Y, ante esta situación de instalación definitiva, es ante la que George Gadamer decía con pesadumbre no hace tanto, pero antes de ese 11 de septiembre, que no veía muchos caminos para salir de una conciencia tan segura y tan satisfecha como no fuera una inmensa catástrofe. Y nadie puede condonar el sufrimiento humano en vistas a la llegada al paraíso mismo, como ha sido moneda manejada en los totalitarismos de nuestro siglo, y ya es de curso normal en nuestros propios discursos. Nadie que no sea un canalla pregonará esos precios, y, naturalmente, lo que Gadamer significaba con esa afirmación era que el hombre ya era tan redondo, que quizás sólo algo terrible podría zarandearlo y despertarlo. Pero el caso es que algo horrendo ya ha ocurrido ese 11 de septiembre.

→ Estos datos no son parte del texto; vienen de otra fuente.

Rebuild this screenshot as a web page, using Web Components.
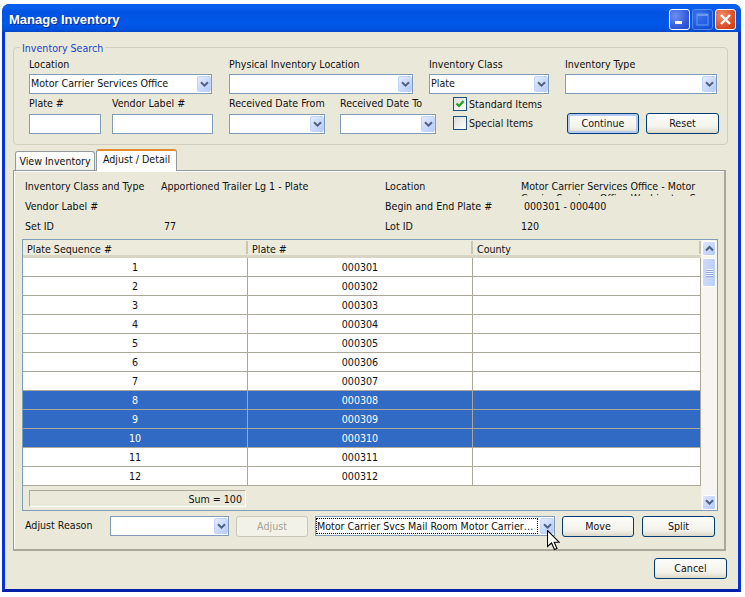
<!DOCTYPE html>
<html><head><meta charset="utf-8"><title>Manage Inventory</title>
<style>
html,body{margin:0;padding:0;background:#fff;}
body{padding:4px 0 0 2px;font:10.6px/13px "DejaVu Sans Condensed","DejaVu Sans",sans-serif;font-stretch:condensed;color:#111;}
</style></head><body>
<x-window title="Manage Inventory">
  <x-group legend="Inventory Search">
    <x-row>
      <x-field label="Location" style="width:183px;--lg:2px"><x-combo value="Motor Carrier Services Office"></x-combo></x-field>
      <x-field label="Physical Inventory Location" style="width:184px;margin-left:17px;--lg:2px"><x-combo></x-combo></x-field>
      <x-field label="Inventory Class" style="width:120px;margin-left:16px;--lg:2px"><x-combo value="Plate"></x-combo></x-field>
      <x-field label="Inventory Type" style="width:152px;margin-left:16px;--lg:2px"><x-combo></x-combo></x-field>
    </x-row>
    <x-row style="margin-top:3px">
      <x-field label="Plate #" style="width:72px;--lg:3px"><x-text></x-text></x-field>
      <x-field label="Vendor Label #" style="width:101px;margin-left:11px;--lg:3px"><x-text></x-text></x-field>
      <x-field label="Received Date From" style="width:96px;margin-left:16px;--lg:3px"><x-combo></x-combo></x-field>
      <x-field label="Received Date To" style="width:96px;margin-left:15px;--lg:3px"><x-combo></x-combo></x-field>
      <x-checks style="margin-left:17px;width:114px"><x-check checked>Standard Items</x-check><x-check>Special Items</x-check></x-checks>
      <x-btn primary style="width:72px;margin-left:0;align-self:flex-end">Continue</x-btn>
      <x-btn style="width:73px;margin-left:7px;align-self:flex-end">Reset</x-btn>
    </x-row>
  </x-group>
  <x-tabs>
    <x-tab>View Inventory</x-tab>
    <x-tab active>Adjust / Detail</x-tab>
  </x-tabs>
  <x-panel>
    <x-info></x-info>
    <x-grid></x-grid>
    <x-row style="margin-top:5px;padding-left:3px;align-items:flex-start">
      <x-rowlabel style="width:85px">Adjust Reason</x-rowlabel>
      <x-combo style="width:119px"></x-combo>
      <x-btn disabled style="width:72px;margin-left:7px">Adjust</x-btn>
      <x-combo focused value="Motor Carrier Svcs Mail Room Motor Carrier…" style="width:240px;margin-left:7px"></x-combo>
      <x-btn style="width:72px;margin-left:7px">Move</x-btn>
      <x-btn style="width:73px;margin-left:8px">Split</x-btn>
    </x-row>
  </x-panel>
  <x-row style="justify-content:flex-end;margin-top:7px;padding-right:11px"><x-btn style="width:73px">Cancel</x-btn></x-row>
  <x-cursor></x-cursor>
</x-window>
<script>
const chev='<svg width="9" height="7" viewBox="0 0 9 7"><polyline points="1,1.2 4.5,4.7 8,1.2" fill="none" stroke="#4d6185" stroke-width="2"/></svg>';
function def(name,css,html,init){
  customElements.define(name,class extends HTMLElement{
    connectedCallback(){
      if(this.shadowRoot)return;
      const s=this.attachShadow({mode:'open'});
      const h=typeof html==='function'?html(this):html;
      s.innerHTML='<style>'+css+'</style>'+h;
    }
  });
}
def('x-window',`
:host{display:block;position:relative;width:733px;height:585px;box-sizing:content-box;border:3px solid #0831d9;border-top:0;border-bottom-color:#0020a8;border-radius:8px 8px 0 0;background:#eae8d8;}
.bar{height:28px;margin:0 -3px;box-sizing:border-box;border-radius:7px 7px 0 0;background:linear-gradient(#0a5ae6 0,#0a62f0 3px,#0053e2 8px,#0058ea 20px,#0050dc 26px,#0345c4 28px);display:flex;align-items:center;padding:3px 5px 0 7px;}
.t{flex:1;color:#fff;font:bold 13px/16px "Liberation Sans",Arial,sans-serif;text-shadow:1px 1px 0 #0a2a90;margin-top:1px;}
.b{width:21px;height:21px;box-sizing:border-box;border:1px solid #fff;border-radius:3px;margin-left:2px;display:flex;align-items:center;justify-content:center;background:radial-gradient(circle at 30% 30%,#6d8ff0,#2c55d8 70%,#2046c8);}
.b.off{opacity:.55;border-color:#9fb6f0;}
.b.x{background:radial-gradient(circle at 30% 30%,#ef8e6c,#d8491f 70%,#c23a14);}
.c{height:557px;}
`,e=>`<div class="bar"><div class="t">${e.getAttribute('title')}</div>
<div class="b"><svg width="13" height="13"><rect x="2" y="8" width="7" height="3" fill="#fff"/></svg></div>
<div class="b off"><svg width="13" height="13"><rect x="1" y="1" width="11" height="11" fill="none" stroke="#c0d0f8"/><rect x="1" y="1" width="11" height="2" fill="#c0d0f8"/></svg></div>
<div class="b x"><svg width="13" height="13"><path d="M2 2L11 11M11 2L2 11" stroke="#fff" stroke-width="2.4"/></svg></div></div>
<div class="c"><slot></slot></div>`);
def('x-group',`
:host{display:block;margin:8px 0 0 8px;width:715px;height:105px;}
fieldset{box-sizing:border-box;margin:0;height:105px;padding:3px 0 0 15px;border:1px solid #d0cfbc;border-radius:4px;}
legend{color:#1a3fd0;padding:2px 2px 0;margin-left:-9px;line-height:13px;}
`,e=>`<fieldset><legend>${e.getAttribute('legend')}</legend><slot></slot></fieldset>`);
def('x-row',`:host{display:flex;align-items:flex-start;}`,'<slot></slot>');
def('x-field',`
:host{display:block;flex:none;}
.l{height:14px;line-height:12px;margin-bottom:var(--lg,2px);white-space:nowrap;}
`,e=>`<div class="l">${e.getAttribute('label')}</div><slot></slot>`);
def('x-combo',`
:host{display:block;height:20px;box-sizing:border-box;border:1px solid #7f9db9;background:#fff;flex:none;position:relative;}
.w{display:flex;height:18px;align-items:center;}
.v{flex:1;margin-left:0;white-space:nowrap;overflow:hidden;line-height:12px;height:16px;box-sizing:border-box;border:1px solid transparent;min-width:0;}
.f .v{border:1px dotted #000;margin-right:2px;line-height:14px;}
.a{flex:none;width:14px;height:16px;box-sizing:border-box;border:1px solid #c4d3f8;border-radius:2px;background:linear-gradient(135deg,#e3ebfe,#b6cbf8);display:flex;align-items:center;justify-content:center;}
`,e=>`<div class="w ${e.hasAttribute('focused')?'f':''}"><div class="v">${e.getAttribute('value')||''}</div><div class="a">${chev}</div></div>`);
def('x-text',`:host{display:block;height:20px;box-sizing:border-box;border:1px solid #7f9db9;background:#fff;}`,'');
def('x-checks',`:host{display:flex;flex-direction:column;gap:5px;flex:none;}`,'<slot></slot>');
def('x-check',`
:host{display:flex;align-items:center;height:14px;}
.b{width:14px;height:14px;box-sizing:border-box;border:1px solid #1c5180;background:linear-gradient(135deg,#dcdcd7,#fff);margin-right:2px;flex:none;display:flex;align-items:center;justify-content:center;}
`,e=>`<div class="b">${e.hasAttribute('checked')?'<svg width="12" height="12" viewBox="0 0 12 12"><path d="M2.5 5.5L5 8L9.5 3" fill="none" stroke="#21a121" stroke-width="2.2"/></svg>':''}</div><slot></slot>`);
def('x-btn',`
:host{display:flex;align-items:center;justify-content:center;height:21px;box-sizing:border-box;border:1px solid #003c74;border-radius:3px;background:linear-gradient(#fdfdfb,#f3f2ea 70%,#dcd8c9);flex:none;color:#111;}
:host([primary]){box-shadow:inset 0 0 0 2px #b5cbf3;}
:host([disabled]){border-color:#c9c7ba;background:#f3f2e9;color:#a3a294;}
`,'<slot></slot>');
def('x-tabs',`:host{display:flex;align-items:flex-end;height:21px;margin:4px 0 0 10px;position:relative;z-index:1;}`,'<slot></slot>');
def('x-tab',`
:host{display:flex;align-items:center;justify-content:center;width:80px;height:19px;box-sizing:border-box;border:1px solid #919b9c;border-bottom:0;border-radius:3px 3px 0 0;background:linear-gradient(#fff,#f1f0e8);margin-right:1px;}
:host([active]){width:81px;height:22px;margin-bottom:-1px;margin-right:0;background:#fff;border-top:2px solid #e68b2c;padding-bottom:3px;}
`,'<slot></slot>');
def('x-panel',`:host{display:block;margin-left:8px;width:713px;height:381px;box-sizing:border-box;border:1px solid #919b9c;border-right:2px solid #aca899;border-bottom:2px solid #aca899;padding:5px 0 0 8px;box-shadow:inset 1px 1px 0 #fff;}`,'<slot></slot>');
def('x-info',`
:host{display:grid;grid-template-columns:136px 224px 136px 1fr;grid-auto-rows:20px;margin-left:3px;height:60px;margin-bottom:3px;}
div{line-height:20px;height:20px;white-space:nowrap;}
.w{white-space:normal;line-height:12px;overflow:hidden;padding-top:4px;width:180px;box-sizing:border-box;height:20px;}
.p{padding-left:3px;}
`,`<div>Inventory Class and Type</div><div>Apportioned Trailer Lg 1 - Plate</div><div>Location</div><div class="w">Motor Carrier Services Office - Motor Carrier Services Office Washington S</div>
<div>Vendor Label #</div><div></div><div>Begin and End Plate #</div><div class="p">000301 - 000400</div>
<div>Set ID</div><div class="p">77</div><div>Lot ID</div><div>120</div>`);
def('x-grid',`
:host{display:flex;width:696px;height:272px;box-sizing:border-box;border:1px solid #7f9db9;background:#ebe9d9;}
.m{width:678px;flex:none;display:flex;flex-direction:column;}
.h,.r{display:grid;grid-template-columns:225px 225px 1fr;}
.h{height:18px;box-sizing:border-box;border-bottom:3px solid #d8d5c4;background:#ecebdc;}
.h div{padding-left:4px;line-height:18px;height:15px;border-right:2px solid transparent;border-image:linear-gradient(#ecebdc 2px,#c9c7b4 2px,#c9c7b4 13px,#ecebdc 13px) 1;}
.r{height:19px;background:#fff;}
.r div{box-sizing:border-box;height:19px;border:solid #aca899;border-width:0 1px 1px 0;text-align:center;line-height:18px;}
.r.s{background:#316ac5;color:#fff;}
.f{flex:1;padding:4px 0 0 6px;}
.sum{width:217px;height:17px;box-sizing:border-box;border:1px solid;border-color:#aca899 #fff #fff #aca899;text-align:right;padding-right:3px;line-height:17px;}
.sb{width:16px;flex:none;display:flex;flex-direction:column;background:#f6f5ef;padding:1px 0 0 1px;box-sizing:border-box;}
.u,.d,.t{width:14px;box-sizing:border-box;border:1px solid #fff;border-radius:2px;background:linear-gradient(135deg,#dde7fe,#b4c9f8);display:flex;align-items:center;justify-content:center;}
.u,.d{height:15px;}
.t{height:29px;margin-top:2px;flex-direction:column;gap:1px;background:linear-gradient(90deg,#cdd9fb,#bcd0f9);}
.t i{display:block;width:7px;height:1px;background:#eef3ff;box-shadow:0 1px 0 #8fa8e0;}
.sp{flex:1;}
`,()=>{let r='';for(let i=1;i<=12;i++){r+=`<div class="r ${i>=8&&i<=10?'s':''}"><div>${i}</div><div>000${300+i}</div><div></div></div>`;}
return `<div class="m"><div class="h"><div>Plate Sequence #</div><div>Plate #</div><div>County</div></div>${r}<div class="f"><div class="sum">Sum = 100</div></div></div>
<div class="sb"><div class="u"><svg width="9" height="7" viewBox="0 0 9 7"><polyline points="1,5.5 4.5,2 8,5.5" fill="none" stroke="#4d6185" stroke-width="2"/></svg></div><div class="t"><i></i><i></i><i></i><i></i></div><div class="sp"></div><div class="d">${chev}</div></div>`});
def('x-rowlabel',`:host{display:block;flex:none;line-height:18px;white-space:nowrap;}`,'<slot></slot>');
def('x-cursor',`:host{position:absolute;left:542px;top:526px;width:13px;height:21px;}svg{display:block}`,'<svg width="13" height="21" viewBox="0 0 13 21"><path d="M.5.5V16.5L4.5 13L7.5 19.5L10 18.5L7.2 12.2H12.2Z" fill="#fff" stroke="#000" stroke-width="1.1"/></svg>');
</script>
</body></html>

Nuestra espontánea reacción, en una civilización, además, que ha olvidado el luto, creyendo barrer así el mal y la muerte, el crimen y la culpa, es la de rodear de explicaciones este hecho para neutralizarlo, resumirle incluso en lo político, lo social, y lo económico, pero guardando intactas todas las seguridades de nuestro satisfecho y lúdico nihilismo. Pero un hecho es innegable. La espantosa historia del siglo XX solía presentarse ante los hombres en forma de dos individuos que llamaban a la puerta de casa a la hora del lechero, y, cuando todo esto lo dábamos por conjurado para siempre, porque sólo sería el fruto de circunstancias políticas, ahora recién estrenado, el siglo XXI se ha presentado derribando la casa con sus habitantes dentro, y en plena mañana otoñal sin nubes.